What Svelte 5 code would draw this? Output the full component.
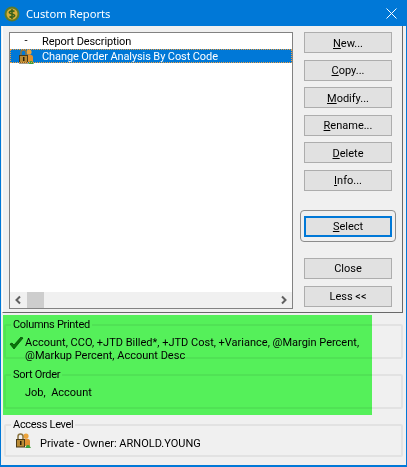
<script>
  const buttons = [
    { key: 'N', rest: 'ew...' },
    { key: 'C', rest: 'opy...' },
    { key: 'M', rest: 'odify...' },
    { key: 'R', rest: 'ename...' },
    { key: 'D', rest: 'elete' },
    { key: 'I', rest: 'nfo...' }
  ];
</script>

{#snippet lockIcon()}
  <svg class="lock" width="16" height="15" viewBox="0 0 16 15">
    <circle cx="11" cy="3" r="2.600" fill="#eda33a" />
    <path d="M7 13V8q0-2.500 4-2.500T15 8v5z" fill="#e09030" />
    <path d="M3 6V3.500Q3 1 5.500 1T8 3.500V6" fill="none" stroke="#8a7440" stroke-width="1.500" />
    <rect x="1.500" y="6.500" width="8" height="7.500" fill="#b98a35" stroke="#4a3a18" />
    <rect x="5" y="8" width="1.500" height="4" fill="#2c2008" />
    <path d="M10 15l2-3h2l2 3z" fill="#3ca03c" />
  </svg>
{/snippet}

<div class="window">
  <header class="titlebar">
    <svg class="appicon" width="16" height="16" viewBox="0 0 16 16">
      <circle cx="8" cy="8" r="7.500" fill="#5c7a2c" />
      <circle cx="8" cy="8" r="5.500" fill="#d8ae3a" />
      <path d="M10.500 5.500Q8 4 6 5.500T8 8t2 2.500T5.500 10.500M8 3v10" fill="none" stroke="#35601c" stroke-width="1.500" />
    </svg>
    <span class="title">Custom Reports</span>
    <svg class="close" width="11" height="11" viewBox="0 0 11 11">
      <path d="M.5.500l10 10M10.500.500l-10 10" stroke="#fff" stroke-width="1" fill="none" />
    </svg>
  </header>

  <div class="body">
    <div class="top">
      <div class="list">
        <div class="rows">
          <div class="row">
            <span class="mark">-</span>
            <span class="label">Report Description</span>
          </div>
          <div class="row selected">
            <span class="mark">{@render lockIcon()}</span>
            <span class="label">Change Order Analysis By Cost Code</span>
          </div>
        </div>
        <div class="scrollbar">
          <svg width="17" height="16" viewBox="0 0 17 16">
            <path d="M10 4.500L6.500 8l3.500 3.500" fill="none" stroke="#606060" stroke-width="2" />
          </svg>
          <div class="thumb"></div>
          <div class="track"></div>
          <svg width="17" height="16" viewBox="0 0 17 16">
            <path d="M7 4.500L10.500 8 7 11.500" fill="none" stroke="#606060" stroke-width="2" />
          </svg>
        </div>
      </div>

      <div class="actions">
        {#each buttons as b}
          <button class="btn"><u>{b.key}</u>{b.rest}</button>
        {/each}
        <div class="default-frame">
          <button class="btn focused"><u>S</u>elect</button>
        </div>
        <button class="btn close-btn">Close</button>
        <button class="btn">Less &lt;&lt;</button>
      </div>
    </div>

    <div class="details">
      <fieldset class="columns">
        <legend>Columns Printed</legend>
        <svg class="check" width="15" height="13" viewBox="0 0 15 13">
          <path d="M1 7l4 5 9-11-2-1-7 8-2-2z" fill="#0c7a10" stroke="#0a3a0a" stroke-width=".7" />
        </svg>
        <p>Account, CCO, +JTD Billed*, +JTD Cost, +Variance, @Margin Percent,<br />@Markup Percent, Account Desc</p>
      </fieldset>
      <fieldset class="sort">
        <legend>Sort Order</legend>
        <p>Job,&nbsp; Account</p>
      </fieldset>
      <fieldset class="access">
        <legend>Access Level</legend>
        {@render lockIcon()}
        <p>Private - Owner: ARNOLD.YOUNG</p>
      </fieldset>
      <div class="highlight"></div>
    </div>
  </div>
</div>

<style>
  :global(body) {
    margin: 0;
  }
  .window {
    width: 407px;
    height: 467px;
    box-sizing: border-box;
    display: flex;
    flex-direction: column;
    background: #f0f0f0;
    border: 1px solid #0078d7;
    border-bottom-width: 2px;
    font: 11px/14px Roboto, "Liberation Sans", sans-serif;
    color: #000;
    overflow: hidden;
  }
  .titlebar {
    height: 25px;
    flex: none;
    display: flex;
    align-items: center;
    padding: 0 9px 0 3px;
    background: #0078d7;
    color: #fff;
  }
  .appicon {
    margin-right: 6px;
  }
  .title {
    flex: 1;
    font: 11.200px "Noto Sans", sans-serif;
  }
  .body {
    flex: 1;
    position: relative;
    display: flex;
    flex-direction: column;
    padding: 0 3px 0 1px;
  }
  .top {
    height: 287px;
    flex: none;
    box-sizing: border-box;
    display: flex;
    padding: 6px 0 0 6px;
    border-right: 1px solid #696969;
    border-bottom: 1px solid #696969;
    border-left: 1px solid #fff;
  }
  .list {
    width: 284px;
    height: 277px;
    box-sizing: border-box;
    display: flex;
    flex-direction: column;
    background: #fff;
    border: 1px solid #828282;
    letter-spacing: -0.1px;
  }
  .rows {
    flex: 1;
  }
  .row {
    height: 14px;
    margin-top: 1px;
    display: flex;
    align-items: center;
  }
  .label {
    padding-top: 2px;
  }
  .mark {
    width: 32px;
    flex: none;
    display: flex;
    justify-content: center;
  }
  .selected {
    background: #0078d7;
    color: #fff;
    outline: 1px dotted #f0a040;
    outline-offset: -1px;
  }
  .lock {
    flex: none;
  }
  .scrollbar {
    height: 16px;
    display: flex;
    background: #f0f0f0;
  }
  .thumb {
    width: 17px;
    background: #cdcdcd;
  }
  .track {
    flex: 1;
  }
  .actions {
    width: 88px;
    margin-left: 11px;
    display: flex;
    flex-direction: column;
    gap: 6.600px;
  }
  .btn {
    width: 88px;
    height: 21px;
    flex: none;
    box-sizing: border-box;
    padding: 2px 0 0;
    background: #e1e1e1;
    border: 1px solid #adadad;
    font: inherit;
    color: #000;
  }
  .default-frame {
    margin: 12.400px -4px 9.400px;
    padding: 5px 3px 4px;
    border: 1px solid #8c8c8c;
    border-radius: 4px;
  }
  .focused {
    display: block;
    border: 2px solid #0078d7;
  }
  .details {
    flex: 1;
    padding: 5px 0 0 2px;
    display: flex;
    flex-direction: column;
    gap: 9px;
  }
  fieldset {
    position: relative;
    height: 41px;
    box-sizing: border-box;
    margin: 0;
    padding: 0;
    border: 2px solid #e2e2e2;
    border-radius: 2px;
  }
  legend {
    margin-left: 5px;
    padding: 0 2px;
    letter-spacing: -0.3px;
  }
  p {
    margin: 0;
  }
  .columns p {
    padding: 4px 0 0 19px;
    line-height: 13px;
  }
  .check {
    position: absolute;
    left: 3px;
    top: 5px;
  }
  .sort p {
    padding: 4px 0 0 19px;
  }
  .access {
    height: 39px;
    display: flex;
  }
  .access .lock {
    margin: 1px 0 0 9px;
  }
  .access p {
    padding: 5px 0 0 9px;
  }
  .highlight {
    position: absolute;
    left: 2px;
    top: 289px;
    width: 369px;
    height: 100px;
    background: #5aff60;
    mix-blend-mode: multiply;
  }
</style>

▶ **Goal of the exercise**
Every line of text is to be repeated exactly; pictures are left out.

▶ **Final result**
What Svelte 5 code would draw this? Output the full component.
<script>
  const buttons = [
    { key: 'N', rest: 'ew...' },
    { key: 'C', rest: 'opy...' },
    { key: 'M', rest: 'odify...' },
    { key: 'R', rest: 'ename...' },
    { key: 'D', rest: 'elete' },
    { key: 'I', rest: 'nfo...' }
  ];
</script>

{#snippet lockIcon()}
  <svg class="lock" width="16" height="15" viewBox="0 0 16 15">
    <circle cx="11" cy="3" r="2.600" fill="#eda33a" />
    <path d="M7 13V8q0-2.500 4-2.500T15 8v5z" fill="#e09030" />
    <path d="M3 6V3.500Q3 1 5.500 1T8 3.500V6" fill="none" stroke="#8a7440" stroke-width="1.500" />
    <rect x="1.500" y="6.500" width="8" height="7.500" fill="#b98a35" stroke="#4a3a18" />
    <rect x="5" y="8" width="1.500" height="4" fill="#2c2008" />
    <path d="M10 15l2-3h2l2 3z" fill="#3ca03c" />
  </svg>
{/snippet}

<div class="window">
  <header class="titlebar">
    <svg class="appicon" width="16" height="16" viewBox="0 0 16 16">
      <circle cx="8" cy="8" r="7.500" fill="#5c7a2c" />
      <circle cx="8" cy="8" r="5.500" fill="#d8ae3a" />
      <path d="M10.500 5.500Q8 4 6 5.500T8 8t2 2.500T5.500 10.500M8 3v10" fill="none" stroke="#35601c" stroke-width="1.500" />
    </svg>
    <span class="title">Custom Reports</span>
    <svg class="close" width="11" height="11" viewBox="0 0 11 11">
      <path d="M.5.500l10 10M10.500.500l-10 10" stroke="#fff" stroke-width="1" fill="none" />
    </svg>
  </header>

  <div class="body">
    <div class="top">
      <div class="list">
        <div class="rows">
          <div class="row">
            <span class="mark">-</span>
            <span class="label">Report Description</span>
          </div>
          <div class="row selected">
            <span class="mark">{@render lockIcon()}</span>
            <span class="label">Change Order Analysis By Cost Code</span>
          </div>
        </div>
        <div class="scrollbar">
          <svg width="17" height="16" viewBox="0 0 17 16">
            <path d="M10 4.500L6.500 8l3.500 3.500" fill="none" stroke="#606060" stroke-width="2" />
          </svg>
          <div class="thumb"></div>
          <div class="track"></div>
          <svg width="17" height="16" viewBox="0 0 17 16">
            <path d="M7 4.500L10.500 8 7 11.500" fill="none" stroke="#606060" stroke-width="2" />
          </svg>
        </div>
      </div>

      <div class="actions">
        {#each buttons as b}
          <button class="btn"><u>{b.key}</u>{b.rest}</button>
        {/each}
        <div class="default-frame">
          <button class="btn focused"><u>S</u>elect</button>
        </div>
        <button class="btn close-btn">Close</button>
        <button class="btn">Less &lt;&lt;</button>
      </div>
    </div>

    <div class="details">
      <fieldset class="columns">
        <legend>Columns Printed</legend>
        <svg class="check" width="15" height="13" viewBox="0 0 15 13">
          <path d="M1 7l4 5 9-11-2-1-7 8-2-2z" fill="#0c7a10" stroke="#0a3a0a" stroke-width=".7" />
        </svg>
        <p>Account, CCO, +JTD Billed*, +JTD Cost, +Variance, @Margin Percent,<br />@Markup Percent, Account Desc</p>
      </fieldset>
      <fieldset class="sort">
        <legend>Sort Order</legend>
        <p>Job,&nbsp; Account</p>
      </fieldset>
      <fieldset class="access">
        <legend>Access Level</legend>
        {@render lockIcon()}
        <p>Private - Owner: ARNOLD.YOUNG</p>
      </fieldset>
      <div class="highlight"></div>
    </div>
  </div>
</div>

<style>
  :global(body) {
    margin: 0;
  }
  .window {
    width: 407px;
    height: 467px;
    box-sizing: border-box;
    display: flex;
    flex-direction: column;
    background: #f0f0f0;
    border: 1px solid #0078d7;
    border-bottom-width: 2px;
    font: 11px/14px Roboto, "Liberation Sans", sans-serif;
    color: #000;
    overflow: hidden;
  }
  .titlebar {
    height: 25px;
    flex: none;
    display: flex;
    align-items: center;
    padding: 0 9px 0 3px;
    background: #0078d7;
    color: #fff;
  }
  .appicon {
    margin-right: 6px;
  }
  .title {
    flex: 1;
    font: 11.200px "Noto Sans", sans-serif;
  }
  .body {
    flex: 1;
    position: relative;
    display: flex;
    flex-direction: column;
    padding: 0 3px 0 1px;
  }
  .top {
    height: 287px;
    flex: none;
    box-sizing: border-box;
    display: flex;
    padding: 6px 0 0 6px;
    border-right: 1px solid #696969;
    border-bottom: 1px solid #696969;
    border-left: 1px solid #fff;
  }
  .list {
    width: 284px;
    height: 277px;
    box-sizing: border-box;
    display: flex;
    flex-direction: column;
    background: #fff;
    border: 1px solid #828282;
    letter-spacing: -0.1px;
  }
  .rows {
    flex: 1;
  }
  .row {
    height: 14px;
    margin-top: 1px;
    display: flex;
    align-items: center;
  }
  .label {
    padding-top: 2px;
  }
  .mark {
    width: 32px;
    flex: none;
    display: flex;
    justify-content: center;
  }
  .selected {
    background: #0078d7;
    color: #fff;
    outline: 1px dotted #f0a040;
    outline-offset: -1px;
  }
  .lock {
    flex: none;
  }
  .scrollbar {
    height: 16px;
    display: flex;
    background: #f0f0f0;
  }
  .thumb {
    width: 17px;
    background: #cdcdcd;
  }
  .track {
    flex: 1;
  }
  .actions {
    width: 88px;
    margin-left: 11px;
    display: flex;
    flex-direction: column;
    gap: 6.600px;
  }
  .btn {
    width: 88px;
    height: 21px;
    flex: none;
    box-sizing: border-box;
    padding: 2px 0 0;
    background: #e1e1e1;
    border: 1px solid #adadad;
    font: inherit;
    color: #000;
  }
  .default-frame {
    margin: 12.400px -4px 9.400px;
    padding: 5px 3px 4px;
    border: 1px solid #8c8c8c;
    border-radius: 4px;
  }
  .focused {
    display: block;
    border: 2px solid #0078d7;
  }
  .details {
    flex: 1;
    padding: 5px 0 0 2px;
    display: flex;
    flex-direction: column;
    gap: 9px;
  }
  fieldset {
    position: relative;
    height: 41px;
    box-sizing: border-box;
    margin: 0;
    padding: 0;
    border: 2px solid #e2e2e2;
    border-radius: 2px;
  }
  legend {
    margin-left: 5px;
    padding: 0 2px;
    letter-spacing: -0.3px;
  }
  p {
    margin: 0;
  }
  .columns p {
    padding: 4px 0 0 19px;
    line-height: 13px;
  }
  .check {
    position: absolute;
    left: 3px;
    top: 5px;
  }
  .sort p {
    padding: 4px 0 0 19px;
  }
  .access {
    height: 39px;
    display: flex;
  }
  .access .lock {
    margin: 1px 0 0 9px;
  }
  .access p {
    padding: 5px 0 0 9px;
  }
  .highlight {
    position: absolute;
    left: 2px;
    top: 289px;
    width: 369px;
    height: 100px;
    background: #5aff60;
    mix-blend-mode: multiply;
  }
</style>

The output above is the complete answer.